_WRITTEN REQUEST_
All the data should be repeated exactly. Any image in it is left out.

_INFORMATION SUPPLIED_
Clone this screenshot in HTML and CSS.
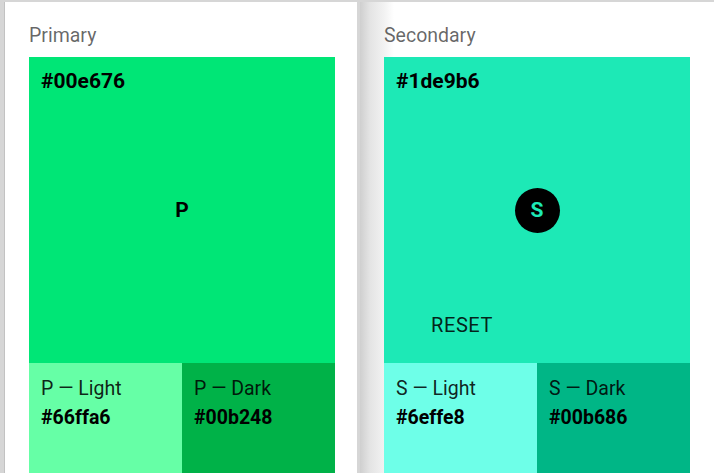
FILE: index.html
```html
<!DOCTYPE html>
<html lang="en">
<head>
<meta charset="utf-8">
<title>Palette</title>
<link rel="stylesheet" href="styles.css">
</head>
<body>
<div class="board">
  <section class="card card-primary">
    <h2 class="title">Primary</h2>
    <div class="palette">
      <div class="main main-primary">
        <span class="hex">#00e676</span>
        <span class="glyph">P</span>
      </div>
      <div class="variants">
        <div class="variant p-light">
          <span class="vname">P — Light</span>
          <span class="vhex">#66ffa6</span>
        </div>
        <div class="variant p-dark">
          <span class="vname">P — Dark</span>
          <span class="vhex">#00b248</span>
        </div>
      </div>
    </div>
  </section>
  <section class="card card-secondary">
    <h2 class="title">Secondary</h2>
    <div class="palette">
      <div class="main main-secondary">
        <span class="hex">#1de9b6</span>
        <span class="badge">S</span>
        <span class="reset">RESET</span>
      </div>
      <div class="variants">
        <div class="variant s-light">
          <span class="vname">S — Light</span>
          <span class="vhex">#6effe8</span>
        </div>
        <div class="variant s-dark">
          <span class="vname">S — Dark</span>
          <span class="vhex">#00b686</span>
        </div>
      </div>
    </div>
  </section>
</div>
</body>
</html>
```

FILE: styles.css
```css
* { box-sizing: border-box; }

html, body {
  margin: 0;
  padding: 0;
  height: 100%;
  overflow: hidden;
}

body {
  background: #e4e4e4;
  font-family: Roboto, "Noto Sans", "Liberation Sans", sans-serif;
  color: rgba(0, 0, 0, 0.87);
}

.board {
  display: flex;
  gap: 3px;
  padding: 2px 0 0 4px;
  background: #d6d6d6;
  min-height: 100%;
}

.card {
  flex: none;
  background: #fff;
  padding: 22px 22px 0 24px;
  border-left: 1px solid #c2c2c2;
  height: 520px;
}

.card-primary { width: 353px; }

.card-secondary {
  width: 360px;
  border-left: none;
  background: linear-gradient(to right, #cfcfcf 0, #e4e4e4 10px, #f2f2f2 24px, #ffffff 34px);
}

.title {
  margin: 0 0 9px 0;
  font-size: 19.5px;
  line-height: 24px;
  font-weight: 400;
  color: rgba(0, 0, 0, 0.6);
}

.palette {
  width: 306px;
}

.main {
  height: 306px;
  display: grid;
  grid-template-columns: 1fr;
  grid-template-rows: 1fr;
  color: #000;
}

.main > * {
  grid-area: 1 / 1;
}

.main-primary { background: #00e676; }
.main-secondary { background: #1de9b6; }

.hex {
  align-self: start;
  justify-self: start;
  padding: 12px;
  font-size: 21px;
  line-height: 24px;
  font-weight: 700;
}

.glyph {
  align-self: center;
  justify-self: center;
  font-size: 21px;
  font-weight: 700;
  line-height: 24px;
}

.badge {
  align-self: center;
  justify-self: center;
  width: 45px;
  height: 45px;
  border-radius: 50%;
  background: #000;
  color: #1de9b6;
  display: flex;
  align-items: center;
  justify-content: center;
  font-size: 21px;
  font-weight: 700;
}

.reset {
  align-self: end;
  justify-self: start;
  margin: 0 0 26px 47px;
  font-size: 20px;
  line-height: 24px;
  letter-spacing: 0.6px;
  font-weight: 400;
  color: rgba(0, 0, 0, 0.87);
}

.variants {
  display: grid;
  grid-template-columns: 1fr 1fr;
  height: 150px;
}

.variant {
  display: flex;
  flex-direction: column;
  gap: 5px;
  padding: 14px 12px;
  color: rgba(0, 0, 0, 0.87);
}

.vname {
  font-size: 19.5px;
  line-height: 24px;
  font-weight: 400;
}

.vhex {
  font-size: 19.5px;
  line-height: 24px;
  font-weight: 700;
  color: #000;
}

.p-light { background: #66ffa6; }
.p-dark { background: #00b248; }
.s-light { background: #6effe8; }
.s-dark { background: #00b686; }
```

_RESULT OF THIS EXERCISE_
Clone this screenshot in HTML and CSS.
FILE: index.html
```html
<!DOCTYPE html>
<html lang="en">
<head>
<meta charset="utf-8">
<title>Palette</title>
<link rel="stylesheet" href="styles.css">
</head>
<body>
<div class="board">
  <section class="card card-primary">
    <h2 class="title">Primary</h2>
    <div class="palette">
      <div class="main main-primary">
        <span class="hex">#00e676</span>
        <span class="glyph">P</span>
      </div>
      <div class="variants">
        <div class="variant p-light">
          <span class="vname">P — Light</span>
          <span class="vhex">#66ffa6</span>
        </div>
        <div class="variant p-dark">
          <span class="vname">P — Dark</span>
          <span class="vhex">#00b248</span>
        </div>
      </div>
    </div>
  </section>
  <section class="card card-secondary">
    <h2 class="title">Secondary</h2>
    <div class="palette">
      <div class="main main-secondary">
        <span class="hex">#1de9b6</span>
        <span class="badge">S</span>
        <span class="reset">RESET</span>
      </div>
      <div class="variants">
        <div class="variant s-light">
          <span class="vname">S — Light</span>
          <span class="vhex">#6effe8</span>
        </div>
        <div class="variant s-dark">
          <span class="vname">S — Dark</span>
          <span class="vhex">#00b686</span>
        </div>
      </div>
    </div>
  </section>
</div>
</body>
</html>
```

FILE: styles.css
```css
* { box-sizing: border-box; }

html, body {
  margin: 0;
  padding: 0;
  height: 100%;
  overflow: hidden;
}

body {
  background: #e4e4e4;
  font-family: Roboto, "Noto Sans", "Liberation Sans", sans-serif;
  color: rgba(0, 0, 0, 0.87);
}

.board {
  display: flex;
  gap: 3px;
  padding: 2px 0 0 4px;
  background: #d6d6d6;
  min-height: 100%;
}

.card {
  flex: none;
  background: #fff;
  padding: 22px 22px 0 24px;
  border-left: 1px solid #c2c2c2;
  height: 520px;
}

.card-primary { width: 353px; }

.card-secondary {
  width: 360px;
  border-left: none;
  background: linear-gradient(to right, #cfcfcf 0, #e4e4e4 10px, #f2f2f2 24px, #ffffff 34px);
}

.title {
  margin: 0 0 9px 0;
  font-size: 19.5px;
  line-height: 24px;
  font-weight: 400;
  color: rgba(0, 0, 0, 0.6);
}

.palette {
  width: 306px;
}

.main {
  height: 306px;
  display: grid;
  grid-template-columns: 1fr;
  grid-template-rows: 1fr;
  color: #000;
}

.main > * {
  grid-area: 1 / 1;
}

.main-primary { background: #00e676; }
.main-secondary { background: #1de9b6; }

.hex {
  align-self: start;
  justify-self: start;
  padding: 12px;
  font-size: 21px;
  line-height: 24px;
  font-weight: 700;
}

.glyph {
  align-self: center;
  justify-self: center;
  font-size: 21px;
  font-weight: 700;
  line-height: 24px;
}

.badge {
  align-self: center;
  justify-self: center;
  width: 45px;
  height: 45px;
  border-radius: 50%;
  background: #000;
  color: #1de9b6;
  display: flex;
  align-items: center;
  justify-content: center;
  font-size: 21px;
  font-weight: 700;
}

.reset {
  align-self: end;
  justify-self: start;
  margin: 0 0 26px 47px;
  font-size: 20px;
  line-height: 24px;
  letter-spacing: 0.6px;
  font-weight: 400;
  color: rgba(0, 0, 0, 0.87);
}

.variants {
  display: grid;
  grid-template-columns: 1fr 1fr;
  height: 150px;
}

.variant {
  display: flex;
  flex-direction: column;
  gap: 5px;
  padding: 14px 12px;
  color: rgba(0, 0, 0, 0.87);
}

.vname {
  font-size: 19.5px;
  line-height: 24px;
  font-weight: 400;
}

.vhex {
  font-size: 19.5px;
  line-height: 24px;
  font-weight: 700;
  color: #000;
}

.p-light { background: #66ffa6; }
.p-dark { background: #00b248; }
.s-light { background: #6effe8; }
.s-dark { background: #00b686; }
```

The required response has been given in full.